Of all the aspects to Oliver Gosling’s paintings, perhaps the one most indicative of the underlying quality of his oeuvre is the exquisite judgement inherent in his work’s relationship with Chinese art. Oliver learns from and loves the Chinese tradition, but is not cowed by it or interested in replicating it. He wants simply to ascertain what works, acknowledge it and use it in his own context for new purposes. This is not appropriation, or the sycophantic eulogy of a gauche, pseudo-Sinophile quest for funding. It is a quiet tribute born of a pragmatic bond in sensibilities, over miles and millennia. What does he value in traditional Chinese painting? It is the confidence in the use of space, and the use of that space to deliver focus and dignity to the subjects at its centre; it is the nobility of the isolated and symbolic object – the mountainside hut of the exiled scholar-official, whose career has been dashed by dynastic change; it is the fascination with the floating line and the uncertainty which it seems to generate. Oliver also clearly relishes the cultural asymmetry whereby the use of a blank, untouched background may quite recently have been daring in a western context, but in China was for a long time simply given. He frequently adopts this technique in his own work, letting the bare canvas be sensed in all its gruff tactility. Indeed, he once told me that no-one in the UK stretches canvas quite like Chongqing-canvas stretchers.

It is also worth looking at Gosling’s relationship with China in the literal context of an artist living and working in a metropolis of many millions of people where mountains, valleys and the longest river in Asia restrict buildable land and put liveable space, and therefore also quiet, at a premium. The artist’s relationship with space here is not simply an exploration of its technical and optic possibilities, the depth-games and endless flow. It is also personal – a longing. This is a space he wants to dive into and feel deeply. A westerner who lives in Chongqing will have many assumptions tested, not the least of which is that of personal space, and its bedfellow, silence. Oliver sublimates this conflict into his work rather than complain loudly down at the Irish bar.

All artists are forced to take decisions concerning the depiction of the natural world. What role does natural imagery play in Gosling’s oeuvre? It does not soothe: his is not Daoist harmony with nature, nor is it a sense of the sublime, nor is it blind evolutionary cruelty. Nature is presented as either messed-up or inaccessible. It is waving green and brown grasses behind three sudden, side-to-side red bars across the foreground, a terrible and peremptory warning (Fence). Or it is the same waving, reedy grey and white grasses, tonally exquisite but while comfortable in their limited harmony, full of ennui: the harmony born of the lack of appetite to argue, or of sitting with the dead. Or it may be a thick, bar-like, red rain from an Eliotian infertile cloud. Nature exists conceptually, but is either inaccessible or unavailable as you would like it. Returning to biographical considerations, it is hard to imagine that this latest work of Gosling is unconnected with his experience of the wondrous and beleaguered natural world in Chongqing. He suggests the same truth as Peter Hessler in his unhappy love-poem to Chongqing, River Town, with its backdrop of heartbroken bushes and exhausted trees: in no country in the world has the middle-industrial period ever looked or smelt nice.

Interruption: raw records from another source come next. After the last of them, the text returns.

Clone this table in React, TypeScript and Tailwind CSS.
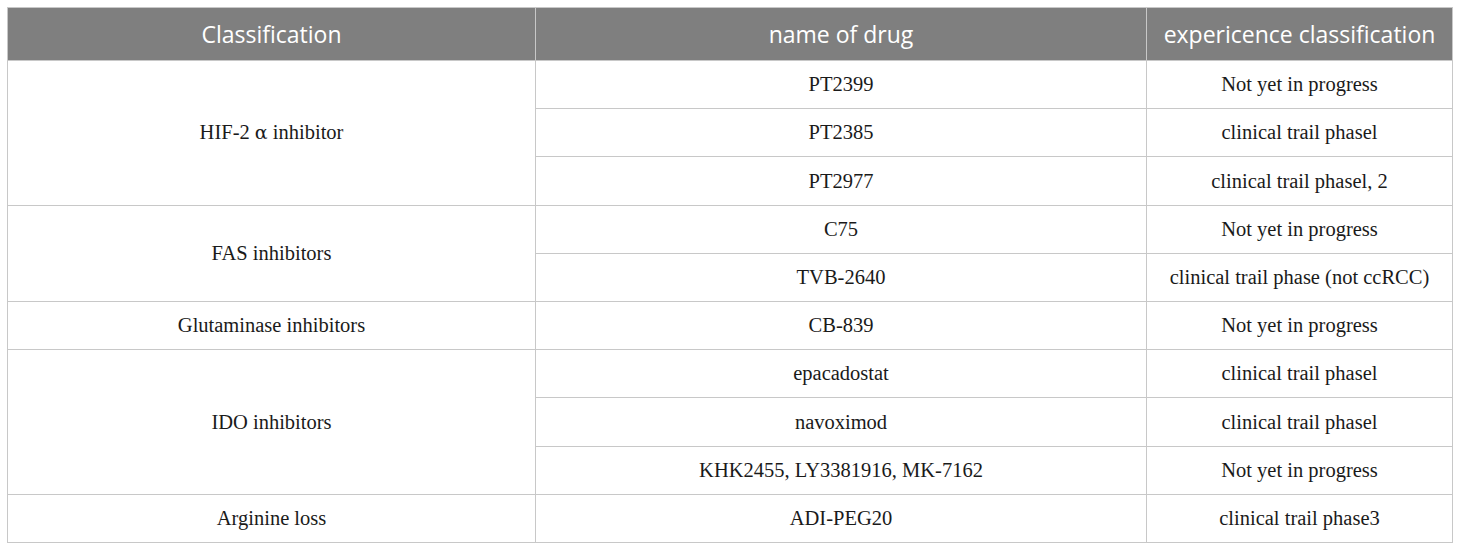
type Row = { group?: { label: React.ReactNode; span: number }; drug: string; status: string }

const rows: Row[] = [
  { group: { label: <>HIF-2 <span className="font-['DejaVu_Serif',serif] text-[19px]">α</span> inhibitor</>, span: 3 }, drug: 'PT2399', status: 'Not yet in progress' },
  { drug: 'PT2385', status: 'clinical trail phasel' },
  { drug: 'PT2977', status: 'clinical trail phasel, 2' },
  { group: { label: 'FAS inhibitors', span: 2 }, drug: 'C75', status: 'Not yet in progress' },
  { drug: 'TVB-2640', status: 'clinical trail phase (not ccRCC)' },
  { group: { label: 'Glutaminase inhibitors', span: 1 }, drug: 'CB-839', status: 'Not yet in progress' },
  { group: { label: 'IDO inhibitors', span: 3 }, drug: 'epacadostat', status: 'clinical trail phasel' },
  { drug: 'navoximod', status: 'clinical trail phasel' },
  { drug: 'KHK2455, LY3381916, MK-7162', status: 'Not yet in progress' },
  { group: { label: 'Arginine loss', span: 1 }, drug: 'ADI-PEG20', status: 'clinical trail phase3' },
]

export default function App() {
  return (
    <div className="bg-white w-[1460px] h-[550px] pt-[7px] pl-[7px]">
      <table className="w-[1445px] border-collapse table-fixed text-[#1a1a1a]">
        <colgroup>
          <col className="w-[528px]" />
          <col className="w-[611px]" />
          <col className="w-[306px]" />
        </colgroup>
        <thead className="bg-[#7f7f7f] text-white font-['Open_Sans',sans-serif] text-[23px]">
          <tr className="h-[53px]">
            <th className="font-normal border border-[#c8c8c8]">Classification</th>
            <th className="font-normal border border-[#c8c8c8]">name of drug</th>
            <th className="font-normal border border-[#c8c8c8]">expericence classification</th>
          </tr>
        </thead>
        <tbody className="font-['Liberation_Serif',serif] text-[20.5px]">
          {rows.map((r, i) => (
            <tr key={i} className="h-[48.2px]">
              {r.group && (
                <td rowSpan={r.group.span} className="text-center border border-[#c8c8c8]">
                  {r.group.label}
                </td>
              )}
              <td className="text-center border border-[#c8c8c8]">{r.drug}</td>
              <td className="text-center border border-[#c8c8c8]">{r.status}</td>
            </tr>
          ))}
        </tbody>
      </table>
    </div>
  )
}
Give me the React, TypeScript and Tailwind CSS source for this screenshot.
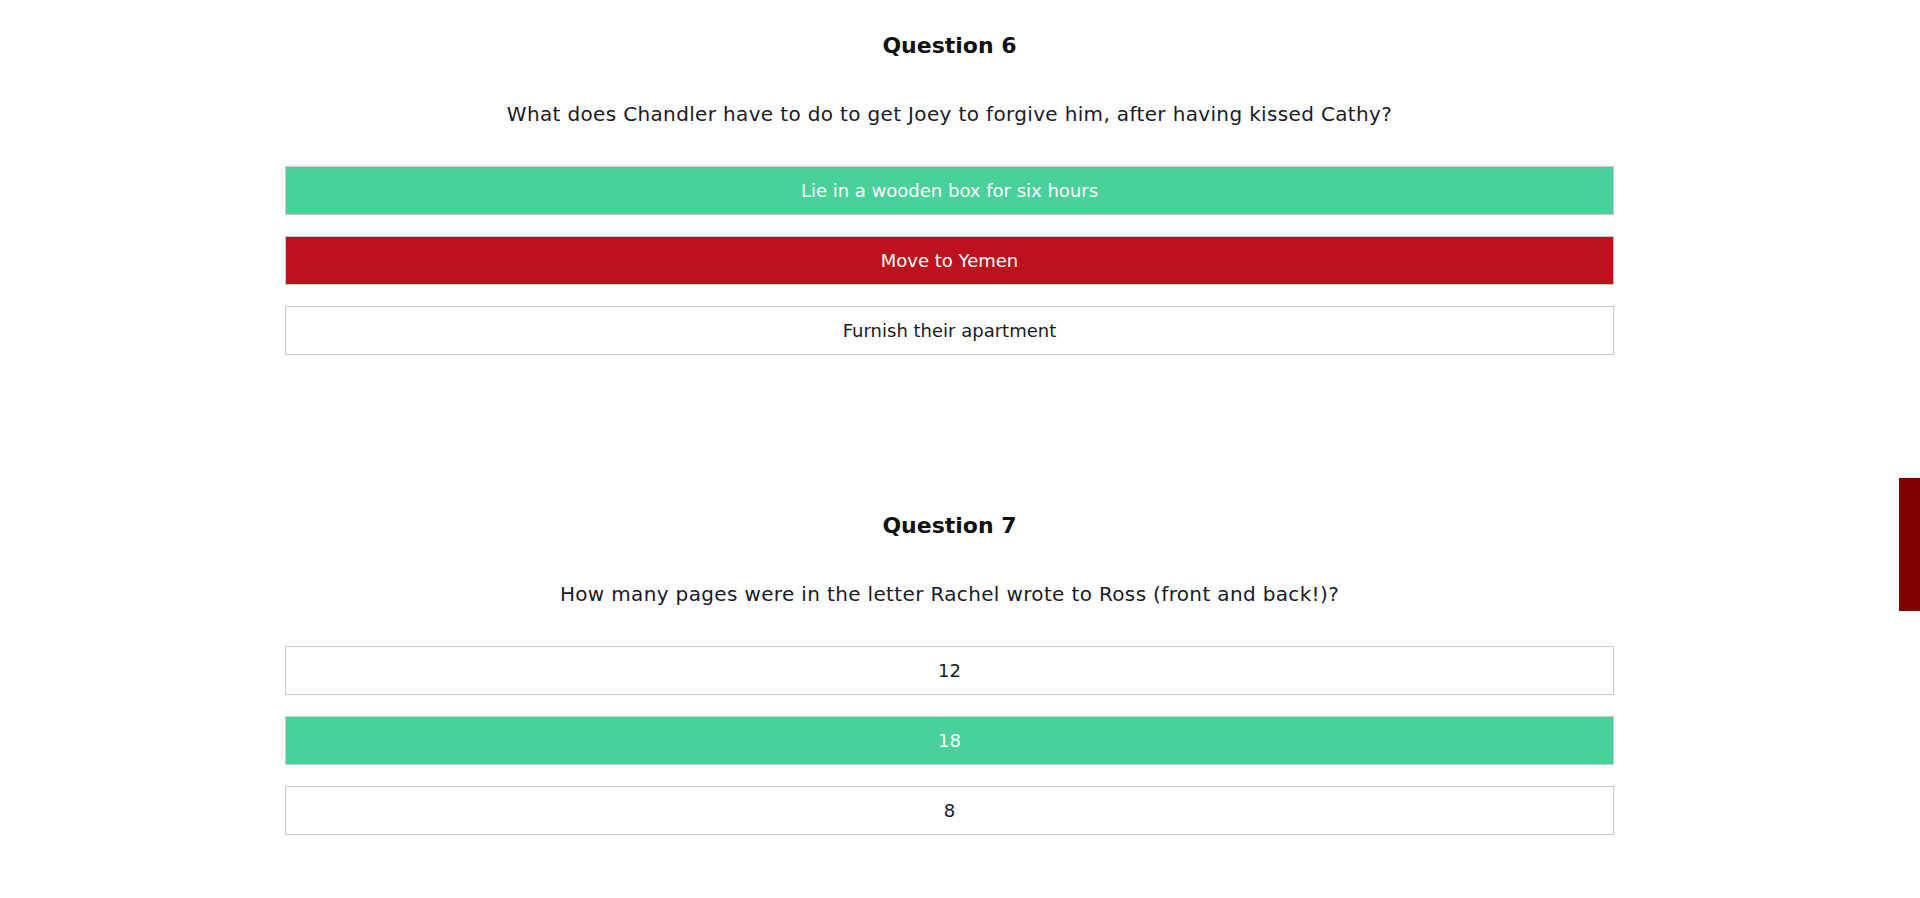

Some have pointed out that art these days is getting bigger, perhaps a function of the monetization of our attention, its diminution and the consequent need for the artist to fight harder and harder for it. But Oliver’s clear success with big paintings is not about that. One reason for it is simply that it fits his technique better: the boldness of his brushstrokes or other textural effects which only make sense at a distance. Even more importantly perhaps, his larger works avert the unhappy paradox of a cramped painting wanting to talk about space. In this exhibition, you will see many wonderful paintings of a medium size: they satisfy greatly, within the terms of their remit. But to visit a barn on a hill full of his largest canvases, impersonal yet suggestive, while an angry Alsatian barks outside – this to me is the total Gosling experience. Inherent in the consideration of space is the division of space. Boundaries and therefore prohibition are an essential component of Gosling’s work. The doorway too, its opposite, is ubiquitous.

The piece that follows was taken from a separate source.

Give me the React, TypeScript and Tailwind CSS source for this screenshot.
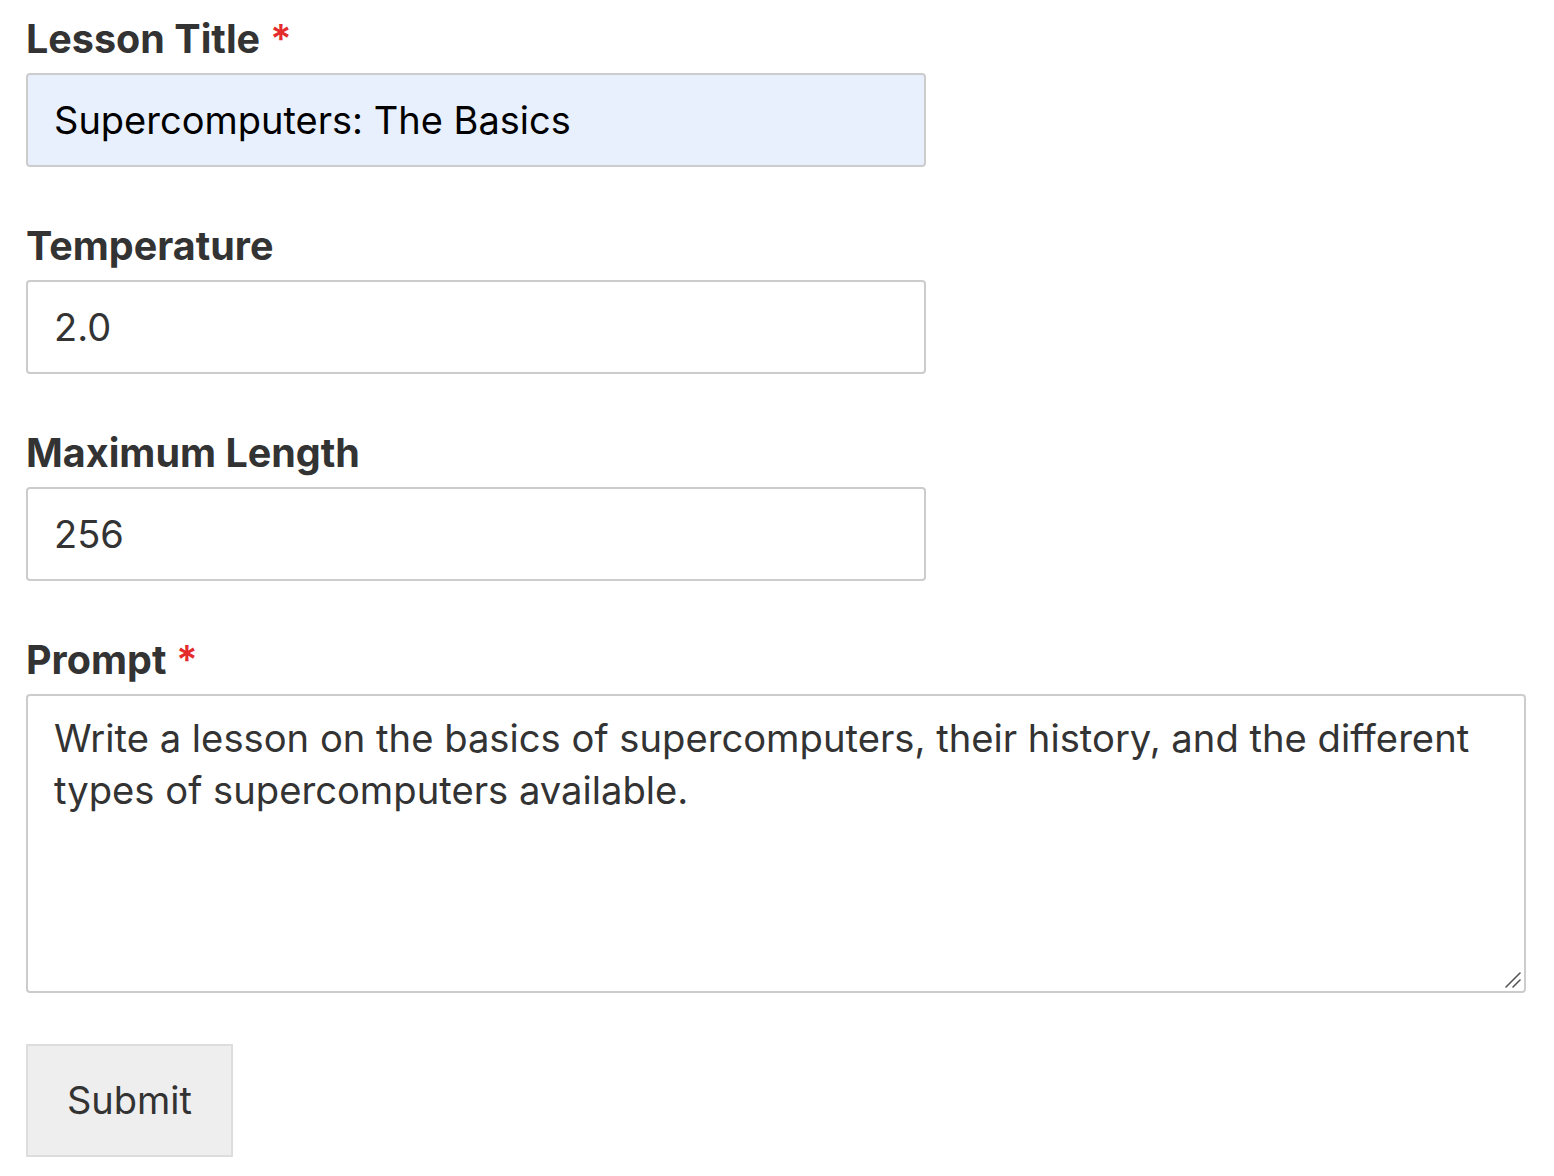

Oliver is in some ways a kind of modernist. He is energised and enthralled by the process started by Cezanne and others in the development of an aesthetic fit for the machine age, and its more recent iterations. But his work raises its eyebrows at the assertion that sensual pleasure has no place in contemporary art. It is an interesting idea, it intones, but one only for a place far purer, nobler and less beholden to the flesh than planet Earth. While he may oscillate between and mix the representative and the abstract, the sensual power of the paintings is continuous.

For example, Oliver has worked hard on his use of colour. As in analytical cubism, he will use a gorgeous mix of dull, rabbit-like tones to offset an insistent and discomfiting interrogation of depth, dimensionality and spatial flow. (Resistance). Here colour is a feint, or a distraction at first but part of an overall balance.  Or he can use it as part of a sensory onslaught as in Reaching, where one bright yellow seizes the attention, its power contributing to its breaking off mid-stream, while the secondary impressions of raw canvas and paint mixed with cement dust provide such a vivid and complementary sensuality: his drunkenness of things being various, to borrow from Louis MacNeice. In any situation, Gosling’s colour is deeply considered and consistently pre-digital.

Let us finally note his keen awareness of his place in his tradition and his equanimity in the face of novelty. The viewer is as likely to find in his work the ratios of Piero della Francesca as the textures and expansiveness of Rothko. Many paintings I saw in Chongqing’s university exhibitions when I was a fellow resident featured luminescent pinks and greens, the young artists (perhaps understandably) captivated by the bright world of online games and other virtualia. This phenomenon also found expression in the video installations with which paintings would compete for space. But Oliver, as a modern painter rather than a plugged-in creative entrepreneur or excitable student, takes no view on that world, the positives or negatives, moral or aesthetic. He simply gestures to his beautiful, rough, Chongqing-stretched canvas and says: yes, but have you ever thought about what we might be able to do with this?